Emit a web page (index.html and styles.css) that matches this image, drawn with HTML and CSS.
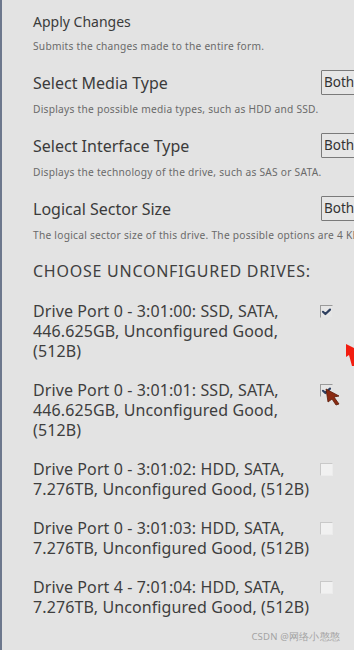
FILE: index.html
```html
<!DOCTYPE html>
<html lang="en">
<head>
    <meta charset="UTF-8">
    <meta name="viewport" content="width=device-width, initial-scale=1.0">
    <title>Virtual Disk Settings</title>
    <link rel="stylesheet" href="styles.css">
</head>
<body>
    <main class="panel">
        <div class="setting setting-apply">
            <div class="setting-title small">Apply Changes</div>
            <div class="setting-desc">Submits the changes made to the entire form.</div>
        </div>
        <div class="setting">
            <div class="setting-head">
                <div class="setting-title">Select Media Type</div>
                <div class="select-box">Both</div>
            </div>
            <div class="setting-desc">Displays the possible media types, such as HDD and SSD.</div>
        </div>
        <div class="setting">
            <div class="setting-head">
                <div class="setting-title">Select Interface Type</div>
                <div class="select-box">Both</div>
            </div>
            <div class="setting-desc">Displays the technology of the drive, such as SAS or SATA.</div>
        </div>
        <div class="setting">
            <div class="setting-head">
                <div class="setting-title">Logical Sector Size</div>
                <div class="select-box">Both</div>
            </div>
            <div class="setting-desc">The logical sector size of this drive. The possible options are 4 KB and 512 bytes.</div>
        </div>

        <h2 class="drives-title">CHOOSE UNCONFIGURED DRIVES:</h2>
        <ul class="drive-list">
            <li class="drive">
                <span class="drive-name">Drive Port 0 - 3:01:00: SSD, SATA, 446.625GB, Unconfigured Good, (512B)</span>
                <span class="check checked">
                    <svg viewBox="0 0 13 13" width="13" height="13"><path d="M3 6.8 L5.4 9 L10 4.6" fill="none" stroke="#2e3f5f" stroke-width="2.2" stroke-linecap="round" stroke-linejoin="round"/></svg>
                </span>
            </li>
            <li class="drive">
                <span class="drive-name">Drive Port 0 - 3:01:01: SSD, SATA, 446.625GB, Unconfigured Good, (512B)</span>
                <span class="check checked">
                    <svg viewBox="0 0 13 13" width="13" height="13"><path d="M3 6.8 L5.4 9 L10 4.6" fill="none" stroke="#2e3f5f" stroke-width="2.2" stroke-linecap="round" stroke-linejoin="round"/></svg>
                </span>
            </li>
            <li class="drive">
                <span class="drive-name">Drive Port 0 - 3:01:02: HDD, SATA, 7.276TB, Unconfigured Good, (512B)</span>
                <span class="check"></span>
            </li>
            <li class="drive">
                <span class="drive-name">Drive Port 0 - 3:01:03: HDD, SATA, 7.276TB, Unconfigured Good, (512B)</span>
                <span class="check"></span>
            </li>
            <li class="drive">
                <span class="drive-name">Drive Port 4 - 7:01:04: HDD, SATA, 7.276TB, Unconfigured Good, (512B)</span>
                <span class="check"></span>
            </li>
        </ul>
        <div class="watermark">CSDN @网络小憨憨</div>
    </main>

    <!-- annotation arrow and mouse pointer from the screenshot -->
    <svg class="red-arrow" viewBox="0 0 12 22" width="12" height="22">
        <path d="M0 0 L12 6 L8 9 L12 22 L6 22 L3 11 L0 13 Z" fill="#f21d10"/>
    </svg>
    <svg class="pointer" viewBox="0 0 16 18" width="16" height="18">
        <path d="M1 1 L14 8 L9 9 L14 16 L11 17 L7 11 L3 14 Z" fill="#8a2a12" stroke="#5a1a08" stroke-width="0.8"/>
    </svg>
</body>
</html>
```

FILE: styles.css
```css
html, body {
    margin: 0;
    padding: 0;
    overflow: hidden;
}
body {
    font-family: 'Noto Sans', 'Open Sans', sans-serif;
    background-color: #e3e3e3;
    color: #3d3d3d;
    width: 354px;
    height: 650px;
    border-left: 2px solid #6d788d;
    box-sizing: border-box;
    position: relative;
}
.panel {
    padding: 12px 0 0 31px;
    width: 480px;
}
.setting {
    margin-bottom: 17px;
}
.setting-apply {
    margin-bottom: 17px;
}
.setting-head {
    display: grid;
    grid-template-columns: 288px auto;
    align-items: center;
    height: 25px;
}
.setting-title {
    font-size: 16px;
    line-height: 22px;
    color: #3b3b3b;
}
.setting-title.small {
    font-size: 14px;
    line-height: 20px;
}
.setting-desc {
    font-size: 10.2px;
    line-height: 14px;
    letter-spacing: 0.25px;
    color: #6a6a6a;
    margin-top: 7px;
    white-space: nowrap;
}
.select-box {
    width: 60px;
    height: 25px;
    border: 1px solid #7a7a7a;
    box-sizing: border-box;
    font-size: 13.5px;
    line-height: 23px;
    padding-left: 2px;
    color: #333;
    background: #e6e6e6;
    border-radius: 1px;
}
.drives-title {
    margin: 19px 0 20px;
    font-size: 16px;
    line-height: 20px;
    font-weight: 400;
    color: #404040;
    letter-spacing: 0.75px;
}
.drive-list {
    list-style: none;
    margin: 0;
    padding: 0;
}
.drive {
    display: grid;
    grid-template-columns: 287px 13px;
    margin-bottom: 19px;
}
.drive-name {
    font-size: 16px;
    line-height: 20px;
    letter-spacing: 0.1px;
    color: #3e3e3e;
}
.check {
    width: 13px;
    height: 13px;
    margin-top: 4px;
    box-sizing: border-box;
    background: #f1f1f1;
    border-top: 1px solid #c9c9c9;
    border-left: 1px solid #c9c9c9;
    border-right: 1px solid #ececec;
    border-bottom: 1px solid #ececec;
}
.check.checked {
    background: #e6e6e6;
    border-top-color: #9a9a9a;
    border-left-color: #9a9a9a;
    border-right-color: #e3e3e3;
    border-bottom-color: #e3e3e3;
}
.check svg {
    display: block;
    margin: -1px 0 0 -1px;
}
.watermark {
    font-size: 9.5px;
    color: #a3a3a3;
    text-align: right;
    width: 307px;
    margin-top: -6px;
    letter-spacing: 0.2px;
}
.red-arrow {
    position: absolute;
    left: 344px;
    top: 344px;
}
.pointer {
    position: absolute;
    left: 323px;
    top: 388px;
}
```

**Problem**
Please write out all of the material above without changing a word, and omit any pictures.

**Result of this exercise**
Emit a web page (index.html and styles.css) that matches this image, drawn with HTML and CSS.
FILE: index.html
```html
<!DOCTYPE html>
<html lang="en">
<head>
    <meta charset="UTF-8">
    <meta name="viewport" content="width=device-width, initial-scale=1.0">
    <title>Virtual Disk Settings</title>
    <link rel="stylesheet" href="styles.css">
</head>
<body>
    <main class="panel">
        <div class="setting setting-apply">
            <div class="setting-title small">Apply Changes</div>
            <div class="setting-desc">Submits the changes made to the entire form.</div>
        </div>
        <div class="setting">
            <div class="setting-head">
                <div class="setting-title">Select Media Type</div>
                <div class="select-box">Both</div>
            </div>
            <div class="setting-desc">Displays the possible media types, such as HDD and SSD.</div>
        </div>
        <div class="setting">
            <div class="setting-head">
                <div class="setting-title">Select Interface Type</div>
                <div class="select-box">Both</div>
            </div>
            <div class="setting-desc">Displays the technology of the drive, such as SAS or SATA.</div>
        </div>
        <div class="setting">
            <div class="setting-head">
                <div class="setting-title">Logical Sector Size</div>
                <div class="select-box">Both</div>
            </div>
            <div class="setting-desc">The logical sector size of this drive. The possible options are 4 KB and 512 bytes.</div>
        </div>

        <h2 class="drives-title">CHOOSE UNCONFIGURED DRIVES:</h2>
        <ul class="drive-list">
            <li class="drive">
                <span class="drive-name">Drive Port 0 - 3:01:00: SSD, SATA, 446.625GB, Unconfigured Good, (512B)</span>
                <span class="check checked">
                    <svg viewBox="0 0 13 13" width="13" height="13"><path d="M3 6.8 L5.4 9 L10 4.6" fill="none" stroke="#2e3f5f" stroke-width="2.2" stroke-linecap="round" stroke-linejoin="round"/></svg>
                </span>
            </li>
            <li class="drive">
                <span class="drive-name">Drive Port 0 - 3:01:01: SSD, SATA, 446.625GB, Unconfigured Good, (512B)</span>
                <span class="check checked">
                    <svg viewBox="0 0 13 13" width="13" height="13"><path d="M3 6.8 L5.4 9 L10 4.6" fill="none" stroke="#2e3f5f" stroke-width="2.2" stroke-linecap="round" stroke-linejoin="round"/></svg>
                </span>
            </li>
            <li class="drive">
                <span class="drive-name">Drive Port 0 - 3:01:02: HDD, SATA, 7.276TB, Unconfigured Good, (512B)</span>
                <span class="check"></span>
            </li>
            <li class="drive">
                <span class="drive-name">Drive Port 0 - 3:01:03: HDD, SATA, 7.276TB, Unconfigured Good, (512B)</span>
                <span class="check"></span>
            </li>
            <li class="drive">
                <span class="drive-name">Drive Port 4 - 7:01:04: HDD, SATA, 7.276TB, Unconfigured Good, (512B)</span>
                <span class="check"></span>
            </li>
        </ul>
        <div class="watermark">CSDN @网络小憨憨</div>
    </main>

    <!-- annotation arrow and mouse pointer from the screenshot -->
    <svg class="red-arrow" viewBox="0 0 12 22" width="12" height="22">
        <path d="M0 0 L12 6 L8 9 L12 22 L6 22 L3 11 L0 13 Z" fill="#f21d10"/>
    </svg>
    <svg class="pointer" viewBox="0 0 16 18" width="16" height="18">
        <path d="M1 1 L14 8 L9 9 L14 16 L11 17 L7 11 L3 14 Z" fill="#8a2a12" stroke="#5a1a08" stroke-width="0.8"/>
    </svg>
</body>
</html>
```

FILE: styles.css
```css
html, body {
    margin: 0;
    padding: 0;
    overflow: hidden;
}
body {
    font-family: 'Noto Sans', 'Open Sans', sans-serif;
    background-color: #e3e3e3;
    color: #3d3d3d;
    width: 354px;
    height: 650px;
    border-left: 2px solid #6d788d;
    box-sizing: border-box;
    position: relative;
}
.panel {
    padding: 12px 0 0 31px;
    width: 480px;
}
.setting {
    margin-bottom: 17px;
}
.setting-apply {
    margin-bottom: 17px;
}
.setting-head {
    display: grid;
    grid-template-columns: 288px auto;
    align-items: center;
    height: 25px;
}
.setting-title {
    font-size: 16px;
    line-height: 22px;
    color: #3b3b3b;
}
.setting-title.small {
    font-size: 14px;
    line-height: 20px;
}
.setting-desc {
    font-size: 10.2px;
    line-height: 14px;
    letter-spacing: 0.25px;
    color: #6a6a6a;
    margin-top: 7px;
    white-space: nowrap;
}
.select-box {
    width: 60px;
    height: 25px;
    border: 1px solid #7a7a7a;
    box-sizing: border-box;
    font-size: 13.5px;
    line-height: 23px;
    padding-left: 2px;
    color: #333;
    background: #e6e6e6;
    border-radius: 1px;
}
.drives-title {
    margin: 19px 0 20px;
    font-size: 16px;
    line-height: 20px;
    font-weight: 400;
    color: #404040;
    letter-spacing: 0.75px;
}
.drive-list {
    list-style: none;
    margin: 0;
    padding: 0;
}
.drive {
    display: grid;
    grid-template-columns: 287px 13px;
    margin-bottom: 19px;
}
.drive-name {
    font-size: 16px;
    line-height: 20px;
    letter-spacing: 0.1px;
    color: #3e3e3e;
}
.check {
    width: 13px;
    height: 13px;
    margin-top: 4px;
    box-sizing: border-box;
    background: #f1f1f1;
    border-top: 1px solid #c9c9c9;
    border-left: 1px solid #c9c9c9;
    border-right: 1px solid #ececec;
    border-bottom: 1px solid #ececec;
}
.check.checked {
    background: #e6e6e6;
    border-top-color: #9a9a9a;
    border-left-color: #9a9a9a;
    border-right-color: #e3e3e3;
    border-bottom-color: #e3e3e3;
}
.check svg {
    display: block;
    margin: -1px 0 0 -1px;
}
.watermark {
    font-size: 9.5px;
    color: #a3a3a3;
    text-align: right;
    width: 307px;
    margin-top: -6px;
    letter-spacing: 0.2px;
}
.red-arrow {
    position: absolute;
    left: 344px;
    top: 344px;
}
.pointer {
    position: absolute;
    left: 323px;
    top: 388px;
}
```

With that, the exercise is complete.